Sopra Steria souhaite aider les banques à : 

  • Identifier les problématiques métier adaptées au quantique : Grâce à une expertise métier approfondie, Sopra Steria propose d’accompagner les institutions financières dans la détection des véritables points de friction pouvant bénéficier des capacités du quantique. 
  • Traduire les défis en algorithmes opérationnels : Nos experts collaborent avec les équipes des banques pour concevoir des solutions adaptées, en tenant compte des contraintes réglementaires, économiques et technologiques propres à l’industrie. 
  • Profiter d’un écosystème de partenaires : Grâce à un réseau de partenaires technologiques de pointe, Sopra Steria offre aux banques un accès privilégié aux dernières avancées en matière de calcul quantique, tout en assurant une intégration fluide avec les systèmes existants. 

Conclusion : anticiper les défis de demain 

Bien que l'inflation semble aujourd'hui s'être stabilisée et que les changements brutaux sur les taux semblent derrière nous, d'autres crises économiques pourraient survenir, notamment en raison des tensions géopolitiques actuelles.
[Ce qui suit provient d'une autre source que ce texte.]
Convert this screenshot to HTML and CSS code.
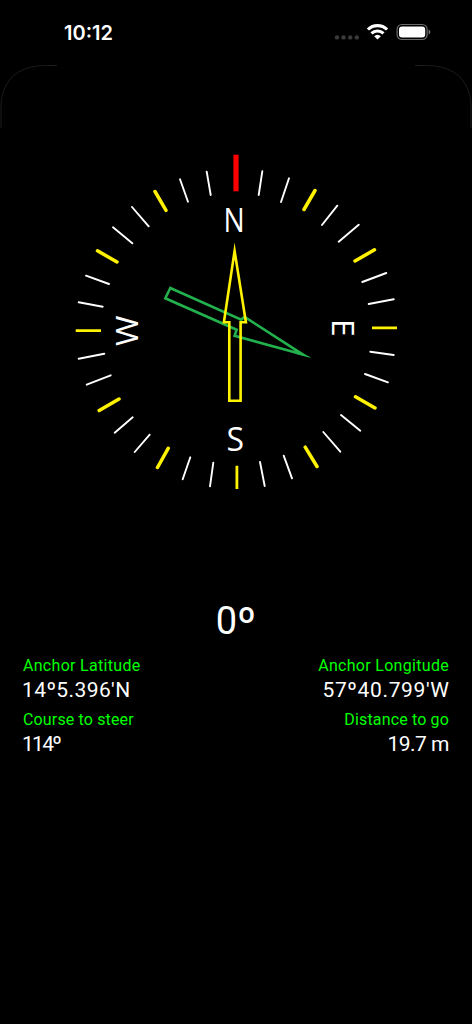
FILE: index.html
```
<!DOCTYPE html>
<html lang="en">
<head>
  <meta charset="UTF-8" />
  <meta name="viewport" content="width=device-width, initial-scale=1.0"/>
  <title>Anchor Compass</title>
  <link rel="stylesheet" href="styles.css">
</head>
<body>

  <!-- Status Bar -->
  <div class="status-bar">
    <div class="time">10:12</div>
    <svg class="status-icons" width="98" height="18" viewBox="334 23 98 18">
      <g fill="#3a3a3a">
        <circle cx="337" cy="37.4" r="2.2"/>
        <circle cx="343.5" cy="37.4" r="2.2"/>
        <circle cx="350.2" cy="37.4" r="2.2"/>
        <circle cx="356.8" cy="37.4" r="2.2"/>
      </g>
      <g fill="none" stroke="#fff" stroke-width="3.1">
        <path d="M367.9 29.5a13.9 13.9 0 0 1 19.2 0"/>
        <path d="M371.5 33.4a8.6 8.6 0 0 1 12 0"/>
      </g>
      <path fill="#fff" d="M377.5 39.6l-3.4-3.3a5 5 0 0 1 6.8 0z"/>
      <rect x="397.1" y="24.5" width="30" height="15" rx="4.8" fill="none" stroke="#6b6b6b" stroke-width="1.2"/>
      <rect x="399" y="26.5" width="26.2" height="11" rx="3" fill="#fff"/>
      <path fill="#777" d="M428.6 29.6c1.1.4 1.7 1.3 1.7 2.4s-.6 2-1.7 2.4z"/>
    </svg>
  </div>

  <!-- Sheet Corners -->
  <div class="corners">
    <svg width="58" height="64" viewBox="0 0 58 64">
      <path d="M57 .5H46C16 .5 1 17 1 43V63"/>
    </svg>
    <svg width="58" height="64" viewBox="0 0 58 64">
      <path d="M1 .5H12C42 .5 57 17 57 43V63"/>
    </svg>
  </div>

  <!-- Compass -->
  <svg class="compass" width="340" height="355" viewBox="66 145 340 355">
    <path class="north" d="M236 154.7V191.3"/>
    <path class="tick" d="M206.7 171.7L210.7 195M180 179.3L188 201.7M132 207L148.7 226.3M113 227.3L132.3 243.3M86 275.7L109 284M78.7 302.3L102.7 306.7"/>
    <path class="tick" d="M262.3 171.3L258.7 195M289 178.3L281 202M337.3 205.7L322 225M358.7 224.7L338.7 241.7M386.3 273L362.3 282M393.7 299.3L368.7 304"/>
    <path class="tick" d="M78.7 358.7L104.3 353.7M86.7 384.7L110.7 375.3M114.7 432.7L132.7 417.3M134.7 452L149.7 434.7M182.7 479.3L190.3 457.3M210 486.3L213.3 462.7"/>
    <path class="tick" d="M370.3 351.7L393.7 355M365 374L388 382.3M341 415L360.3 430.7M323.3 432L340.3 451.7M283.7 455.7L292 478.3M260 462L264.7 486"/>
    <path class="tick-major" d="M155 191.5L166 210.3M97.5 250.8L117 262M315 190.5L304 209.5M374.5 249.8L355 261M99.2 410.5L119 399M157.5 467.5L168.2 448.3M355.5 396.8L375 408M305.2 447.2L317 466.5"/>
    <path class="tick-main" d="M75.7 330.6H101M372 327.8H397M236.9 465.7V489"/>

    <text class="letter" transform="translate(234.2 232.2) scale(.88 1)">N</text>
    <text class="letter" x="235.3" y="450.8">S</text>
    <text class="letter" transform="translate(331.5 327.8) rotate(90) scale(1 .97)">E</text>
    <text class="letter" transform="translate(138.4 330.7) rotate(-90) scale(1.03 .97)">W</text>

    <path class="needle anchor" d="M170.3 288L165.3 298.3L236.7 329.7L234.6 335.8L303 354.6L244.5 316.8L241.3 319.6Z"/>
    <path class="anchor-tip" d="M297 350.8L311.5 357.8L295 353.8Z"/>
    <path class="needle heading" d="M234.6 251L223.9 322.3H229.3V400.7H240.6V322.3H245.9Z"/>
  </svg>

  <!-- Readings -->
  <div class="bearing">0<span>º</span></div>
  <div class="readings">
    <div class="reading">
      <div class="label">Anchor Latitude</div>
      <div class="value latitude">14º5.396'N</div>
    </div>
    <div class="reading right">
      <div class="label">Anchor Longitude</div>
      <div class="value longitude">57º40.799'W</div>
    </div>
    <div class="reading">
      <div class="label tight">Course to steer</div>
      <div class="value course">114º</div>
    </div>
    <div class="reading right">
      <div class="label tight">Distance to go</div>
      <div class="value distance">19.7 m</div>
    </div>
  </div>

</body>
</html>
```
FILE: styles.css
```
* { margin: 0; padding: 0; box-sizing: border-box; }

body {
  background-color: #000;
  color: #fff;
  font-family: Roboto, "Liberation Sans", sans-serif;
  min-height: 1024px;
  overflow: hidden;
}

.status-bar {
  height: 65px;
  display: flex;
  justify-content: space-between;
  padding: 20px 40px 0 64px;
}

.time {
  font-family: Inter, sans-serif;
  font-size: 20px;
  font-weight: 600;
  line-height: 26px;
}

.status-icons {
  margin-top: 3px;
}

.corners {
  display: flex;
  justify-content: space-between;
  height: 64px;
}

.corners path {
  fill: none;
  stroke: #1c1c1c;
  stroke-width: 1;
}

.compass {
  display: block;
  margin: 16px auto 0;
}

.north {
  stroke: #f00;
  stroke-width: 5.2;
}

.tick {
  stroke: #fff;
  stroke-width: 1.9;
  stroke-linecap: round;
}

.tick-major, .tick-main {
  stroke: #fff200;
  stroke-width: 3.5;
  stroke-linecap: round;
}

.tick-main {
  stroke-width: 2.8;
  stroke-linecap: butt;
}

.letter {
  font-family: "Open Sans", sans-serif;
  font-size: 32px;
  fill: #fff;
  text-anchor: middle;
}

.needle {
  fill: none;
  stroke-width: 2.6;
  stroke-miterlimit: 12;
}

.needle.anchor { stroke: #22b14c; }
.needle.heading { stroke: #fff200; }
.anchor-tip { fill: #22b14c; }

/* --- READINGS --- */
.bearing {
  margin-top: 98px;
  font-size: 38px;
  line-height: 46px;
  text-align: center;
}

.bearing span {
  font-size: 42px;
  line-height: 0;
  vertical-align: -3px;
}

.readings {
  display: grid;
  grid-template-columns: 1fr 1fr;
  row-gap: 5px;
  padding: 11px 23px 0;
}

.reading.right {
  text-align: right;
}

.label {
  color: #0f0;
  font-size: 16px;
  line-height: 22px;
  letter-spacing: 0.3px;
}

.label.tight { letter-spacing: 0.15px; }

.value {
  font-size: 21px;
  line-height: 27px;
}

.latitude { letter-spacing: 0.4px; margin-left: -1px; }
.longitude { letter-spacing: 0.65px; margin-right: -0.65px; }
.course { letter-spacing: -1.7px; margin-left: -1px; }
.distance { letter-spacing: -0.5px; }
```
Dans ce contexte, la gestion actif-passif (ALM) reste un enjeu crucial pour les banques : chaque petite amélioration peut se traduire par des impacts financiers considérables, souvent en dizaines voire en centaines de millions d’euros dans le contexte récent d’inflation et de remontée des taux.  

Dans ce contexte, continuer d’optimiser les modèles est nécessaire ; ce qui rend l’exploration du calcul quantique particulièrement pertinente. L’explorer dès maintenant, avant même qu’il n’ait atteint son plein potentiel, c’est être prêt à en récolter les bénéfices dès que possible.